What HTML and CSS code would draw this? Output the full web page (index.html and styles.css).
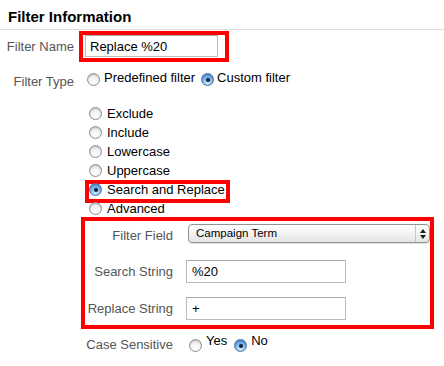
FILE: index.html
```html
<!DOCTYPE html>
<html lang="en">
<head>
    <meta charset="UTF-8">
    <meta name="viewport" content="width=device-width, initial-scale=1.0">
    <title>Filter Information</title>
    <link rel="stylesheet" href="styles.css">
</head>
<body>
    <h2 class="section-title">Filter Information</h2>

    <div class="name-row">
        <label class="field-label name-label" for="filterName">Filter Name</label>
        <div class="callout callout-name">
            <input class="text-input name-input" id="filterName" type="text" value="Replace %20" readonly>
        </div>
    </div>

    <div class="choice-row type-row">
        <span class="field-label type-label">Filter Type</span>
        <div class="choices">
            <span class="choice"><span class="radio"></span>Predefined filter</span>
            <span class="choice choice-next"><span class="radio checked"></span>Custom filter</span>
        </div>
    </div>

    <ul class="type-list">
        <li><span class="radio"></span>Exclude</li>
        <li><span class="radio"></span>Include</li>
        <li><span class="radio"></span>Lowercase</li>
        <li><span class="radio"></span>Uppercase</li>
        <li>
            <span class="callout callout-inline">
                <span class="callout-body"><span class="radio checked"></span>Search and Replace</span>
            </span>
        </li>
        <li><span class="radio"></span>Advanced</li>
    </ul>

    <div class="callout callout-fields">
        <div class="field-row select-row">
            <span class="field-label">Filter Field</span>
            <div class="select">
                <span class="select-value">Campaign Term</span>
                <span class="select-arrows"><span class="arrow-up"></span><span class="arrow-down"></span></span>
            </div>
        </div>
        <div class="field-row search-row">
            <label class="field-label" for="searchString">Search String</label>
            <input class="text-input field-input" id="searchString" type="text" value="%20" readonly>
        </div>
        <div class="field-row replace-row">
            <label class="field-label" for="replaceString">Replace String</label>
            <input class="text-input field-input" id="replaceString" type="text" value="+" readonly>
        </div>
    </div>

    <div class="choice-row case-row">
        <span class="field-label case-label">Case Sensitive</span>
        <div class="choices">
            <span class="choice"><span class="radio"></span>Yes</span>
            <span class="choice choice-next"><span class="radio checked"></span>No</span>
        </div>
    </div>
</body>
</html>
```

FILE: styles.css
```css
body {
    font-family: "Liberation Sans", Arial, sans-serif;
    font-size: 13px;
    margin: 0;
    background-color: #fff;
    color: #000;
}
.section-title {
    margin: 0;
    padding: 8px 8px 4px;
    font-size: 15px;
    line-height: 17px;
    font-weight: bold;
    border-bottom: 1px solid #dcdcdc;
}
.field-label {
    color: #555;
    text-align: right;
    box-sizing: border-box;
}
.callout {
    border: 4px solid #f00;
}
.text-input {
    display: block;
    box-sizing: border-box;
    height: 22px;
    margin: 0;
    padding: 0 4px;
    border: 1px solid #bdbdbd;
    border-top-color: #a9a9a9;
    font-family: "Liberation Sans", Arial, sans-serif;
    font-size: 13px;
    color: #000;
    background: #fff;
    outline: none;
}

/* filter name */
.name-row {
    display: flex;
    align-items: center;
    margin-top: 1px;
}
.name-label {
    width: 79px;
    padding-right: 5px;
}
.callout-name {
    padding: 0 7px 1px 2px;
}
.name-input {
    width: 133px;
}

/* radio rows */
.choice-row {
    display: flex;
    align-items: flex-start;
    height: 18px;
}
.choice-row .field-label {
    line-height: 18px;
    padding-top: 2px;
}
.choices {
    display: flex;
    margin-top: -2px;
}
.choice {
    display: flex;
    align-items: flex-start;
    line-height: 18px;
}
.choice .radio {
    margin-right: 4px;
}
.type-row {
    margin-top: 9px;
}
.type-label {
    width: 87px;
    padding-right: 13px;
}
.type-row .radio {
    margin-top: 4px;
}
.type-row .choice-next {
    margin-left: 6px;
}
.type-row .choice-next .radio {
    margin-right: 3px;
}
.case-row {
    margin-top: 5px;
}
.case-label {
    width: 189px;
    padding-right: 16px;
}
.case-row .radio {
    margin-top: 7px;
}
.case-row .choice-next {
    margin-left: 7px;
}

/* radio buttons */
.radio {
    position: relative;
    flex: none;
    width: 13px;
    height: 13px;
    box-sizing: border-box;
    border-radius: 50%;
    border: 1px solid #8d8d8d;
    background: radial-gradient(circle at 50% 75%, #ffffff 0%, #f4f4f4 45%, #cfcfcf 100%);
    box-shadow: inset 0 1px 1px rgba(0, 0, 0, 0.12);
}
.radio.checked {
    border-color: #4d6f9c;
    background: radial-gradient(circle at 50% 80%, #d4ecff 0%, #7fb8ee 45%, #3f7fcf 100%);
}
.radio.checked::after {
    content: "";
    position: absolute;
    left: 3.5px;
    top: 3.5px;
    width: 4px;
    height: 4px;
    border-radius: 50%;
    background: #15202e;
}

/* filter types */
.type-list {
    list-style: none;
    margin: 15px 0 0 89px;
    padding: 0;
}
.type-list li {
    display: flex;
    align-items: flex-start;
    height: 19px;
    line-height: 19px;
}
.type-list .radio {
    margin-top: 3px;
    margin-right: 5px;
}
.callout-inline {
    display: flex;
    height: 15px;
    margin-left: -4px;
    padding-right: 1px;
}
.callout-body {
    display: flex;
    align-items: flex-start;
    margin-top: -4px;
}

/* search and replace fields */
.callout-fields {
    width: 353px;
    box-sizing: border-box;
    margin: -1px 0 0 81px;
    padding: 3px 0 5px;
}
.field-row {
    display: flex;
    align-items: flex-start;
}
.field-row .field-label {
    width: 101px;
    padding-right: 13px;
    line-height: 23px;
}
.select-row .field-label {
    line-height: 19px;
    padding-top: 2px;
}
.search-row {
    margin-top: 15px;
}
.replace-row {
    margin-top: 14px;
}
.field-input {
    width: 160px;
    height: 23px;
    padding: 0 5px;
}
.select {
    display: flex;
    align-items: stretch;
    justify-content: space-between;
    box-sizing: border-box;
    width: 242px;
    height: 19px;
    margin-left: 2px;
    border: 1px solid #939393;
    border-radius: 4px;
    background: linear-gradient(#ffffff 0%, #f3f3f3 50%, #e4e4e4 100%);
    box-shadow: 0 1px 1px rgba(0, 0, 0, 0.12);
}
.select-value {
    padding-left: 7px;
    font-size: 11.5px;
    line-height: 16px;
}
.select-arrows {
    display: flex;
    flex-direction: column;
    align-items: center;
    justify-content: center;
    gap: 2px;
    width: 13px;
    border-left: 1px solid #c6c6c6;
}
.arrow-up, .arrow-down {
    width: 0;
    height: 0;
    border-left: 3px solid transparent;
    border-right: 3px solid transparent;
}
.arrow-up {
    border-bottom: 4px solid #1e1e1e;
}
.arrow-down {
    border-top: 4px solid #1e1e1e;
}
```
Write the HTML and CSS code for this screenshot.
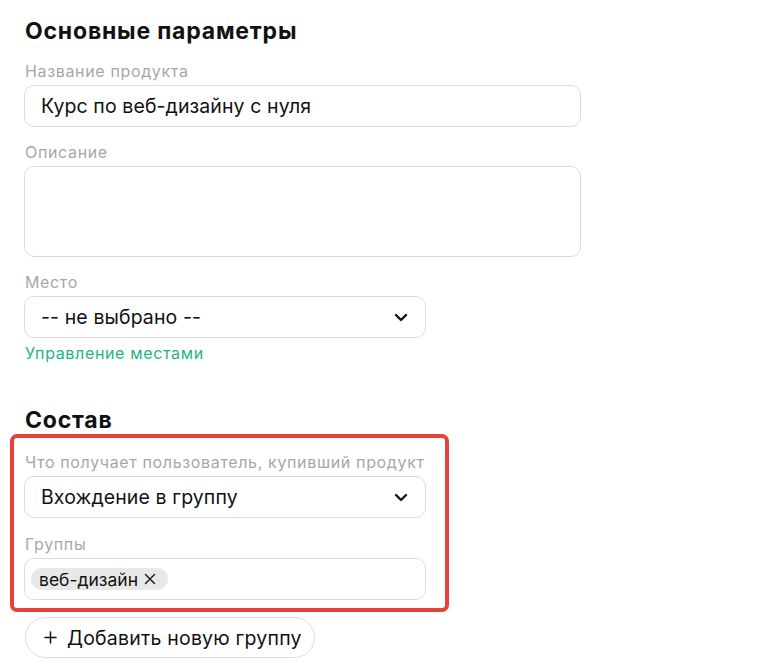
FILE: index.html
```html
<!DOCTYPE html>
<html lang="ru">
<head>
    <meta charset="UTF-8">
    <meta name="viewport" content="width=device-width, initial-scale=1.0">
    <title>Продукт</title>
    <link rel="stylesheet" href="styles.css">
</head>
<body>
    <div class="page">
        <h2 class="section-title">Основные параметры</h2>

        <div class="field">
            <label for="name">Название продукта</label>
            <input id="name" class="control wide" type="text" value="Курс по веб-дизайну с нуля">
        </div>

        <div class="field">
            <label for="description">Описание</label>
            <textarea id="description" class="control wide textarea"></textarea>
        </div>

        <div class="field">
            <label for="place">Место</label>
            <div class="select control">
                <span>-- не выбрано --</span>
                <svg class="chevron" viewBox="0 0 14 9" width="14" height="9">
                    <path d="M2 2l5 5 5-5" fill="none" stroke="#111" stroke-width="2.4" stroke-linecap="round" stroke-linejoin="round"/>
                </svg>
            </div>
            <a href="#" class="link">Управление местами</a>
        </div>

        <h2 class="section-title second">Состав</h2>

        <div class="highlight">
            <div class="field">
                <label>Что получает пользователь, купивший продукт</label>
                <div class="select control">
                    <span>Вхождение в группу</span>
                    <svg class="chevron" viewBox="0 0 14 9" width="14" height="9">
                        <path d="M2 2l5 5 5-5" fill="none" stroke="#111" stroke-width="2.4" stroke-linecap="round" stroke-linejoin="round"/>
                    </svg>
                </div>
            </div>

            <div class="field last">
                <label>Группы</label>
                <div class="tags control">
                    <span class="tag">веб-дизайн
                        <svg viewBox="0 0 12 12" width="12" height="12">
                            <path d="M1.5 1.5l9 9M10.5 1.5l-9 9" stroke="#222" stroke-width="1.5" stroke-linecap="round"/>
                        </svg>
                    </span>
                </div>
            </div>
        </div>

        <button class="add-group" type="button">
            <svg viewBox="0 0 14 14" width="13" height="13">
                <path d="M7 1v12M1 7h12" stroke="#111" stroke-width="1.6" stroke-linecap="round"/>
            </svg>
            Добавить новую группу
        </button>
    </div>
</body>
</html>
```

FILE: styles.css
```css
body {
    margin: 0;
    font-family: 'Inter', 'Noto Sans', sans-serif;
    color: #111;
    background: #fff;
}

.page {
    padding: 17px 0 0 24px;
}

.section-title {
    font-size: 23px;
    font-weight: 700;
    line-height: 28px;
    margin: 0 0 14px 1px;
    letter-spacing: 0.8px;
}

.section-title.second {
    margin-top: 41px;
    margin-bottom: 0;
}

.field {
    margin-bottom: 13px;
}

.field.last {
    margin-bottom: 0;
}

.field label {
    display: block;
    font-size: 16px;
    line-height: 24px;
    letter-spacing: 0.65px;
    color: #a7a7a7;
    margin: 0 0 2px 1px;
}

.control {
    box-sizing: border-box;
    height: 42px;
    width: 402px;
    border: 1px solid #dcdcdc;
    border-radius: 10px;
    background: #fff;
    font-family: inherit;
    font-size: 19.5px;
    letter-spacing: 0.1px;
    color: #111;
}

.control.wide {
    width: 557px;
    padding: 0 16px;
}

.textarea {
    display: block;
    height: 91px;
    resize: none;
    outline: none;
}

.select {
    display: flex;
    align-items: center;
    justify-content: space-between;
    padding: 0 17px 0 16px;
}

.link {
    display: block;
    margin: 3px 0 0 1px;
    line-height: 24px;
    font-size: 16px;
    letter-spacing: 0.65px;
    color: #1bb583;
    text-decoration: none;
}

/* annotated group: thick red frame around the composition fields */
.highlight {
    margin-left: -14px;
    width: 405px;
    padding: 12px 16px 8px 10px;
    border: 4px solid #e4433a;
    border-radius: 7px;
}

.highlight .field {
    margin-bottom: 14px;
}

.highlight .field.last {
    margin-bottom: 0;
}

.tags {
    display: flex;
    align-items: center;
    padding: 0 6px;
}

.tag {
    display: inline-flex;
    align-items: center;
    gap: 6px;
    height: 22px;
    padding: 0 12px 0 8px;
    border-radius: 11px;
    background: #e8e8e8;
    font-size: 17.5px;
    letter-spacing: 0;
}

.add-group {
    display: flex;
    align-items: center;
    gap: 10px;
    margin: 5px 0 0 1px;
    height: 41px;
    padding: 0 12px 0 18px;
    border: 1px solid #dcdcdc;
    border-radius: 21px;
    background: #fff;
    font-family: inherit;
    font-size: 19.5px;
    letter-spacing: 0.2px;
    color: #111;
}
```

+ + +

Exercise
Filter the records, keeping only lines that contain "code", and show those lines.

Exercise solution
What HTML and CSS code would draw this? Output the full web page (index.html and styles.css).
Write the HTML and CSS code for this screenshot.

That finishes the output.